Posted to dev@arrow.apache.org by Yaron Gvili <rt...@hotmail.com> on 2022/05/15 12:02:28 UTC

design for Python UDFs in an Ibis/Substrait/Arrow workflow

Hi,

I'm working on a Python UDFs PoC and would like to get the community's feedback on its design.

The goal of this PoC is to enable a user to integrate Python UDFs in an Ibis/Substrait/Arrow workflow. The basic idea is that the user would create an Ibis expression that includes Python UDFs implemented by the user, then use a single invocation to:

1. produce a Substrait plan for the Ibis expression;
2. deliver the Substrait plan to Arrow;
3. consume the Substrait plan in Arrow to obtain an execution plan;
4. run the execution plan;
5. deliver back the resulting table outputs of the plan.

I already have the above steps implemented, with support for some existing execution nodes and compute functions in Arrow, but without the support for Python UDFs, which is the focus of this discussion. To add this support I am thinking about a design where:

* Ibis is extended to support an expression of type Python UDF, which carries (text-form) serialized UDF code (likely using cloudpickle)
* Ibis-Substrait is extended to support an extension function of type Python UDF, which also carries (text-within-protobuf-form) serialized UDF code
* PyArrow is extended to process a Substrait plan that includes serialized Python UDFs using these steps:
* Deserialize the Python UDFs
* Register the Python UDFs (preferably, in a local scope that is cleared after processing ends)
* Run the execution plan corresponding to the Substrait plan
* Return the resulting table outputs of the plan

Note that this design requires the user to drive PyArrow. It does not support driving Arrow C++ to process such a Substrait plan (it does not start an embedded Python interpreter).

Cheers,
Yaron.

Re: design for Python UDFs in an Ibis/Substrait/Arrow workflow

Posted by Yaron Gvili <rt...@hotmail.com>.

Thanks, Weston.

I was able to locally build a PoC of this to work for UDFs with some limitations - see details below. I'd like to get feedback about whether this approach is acceptable. If so, I could start contributing its components.

With respect to Li's design points:

  1.  A way to serialize the user function (and function parameters): This works using cloudpickle.dumps(f) where f is the Python UDF function.
  2.  Add a Substrait relation/expression that captures the UDF: This works using a new "UserDefinedFunction" protobuf message under the "ExtensionFunction" message. This also provides fail-safety for legacy Substrait-consumers - if the Substrait-consumer is unaware of the "UserDefinedFunction" message then it would error due to not finding the described function by name, which the Substrait-producer is required to make different from all the names in the default extension-id-registry.
  3.  Deserialize the Substrait relation/expression in Arrow compute and execute the UDF: This works by extending the current Scalar UDF prototype with automatic registration given the UDF function declarations embedded in the Substrait plan.

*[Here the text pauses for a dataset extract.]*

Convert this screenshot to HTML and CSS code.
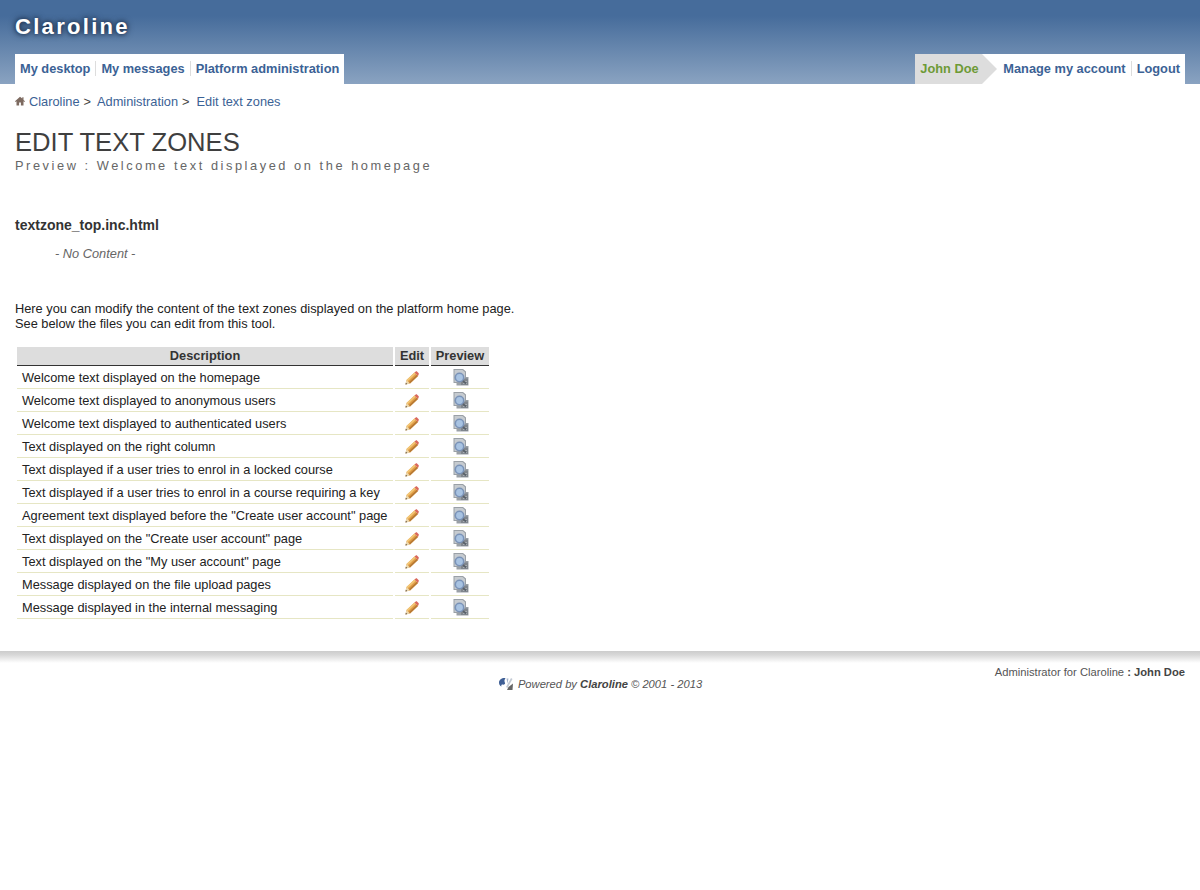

The function extension registration is done in a per-plan scope, without modifying the global/default extension-if-registry and while avoiding cross-plan naming-conflicts.

With respect to my design points:

  1.  There was no need to support a serialized UDF at the Ibis level; the existing vectorized UDF support was sufficient for capturing UDFs.
  2.  As planned, Ibis-Substrait is extended to support an extension function of type Python UDF.
  3.  Almost as planned, PyArrow is extended to process a Substrait plan that includes serialized Python UDFs, yet the result is a record-batch-reader, rather than a table as planned.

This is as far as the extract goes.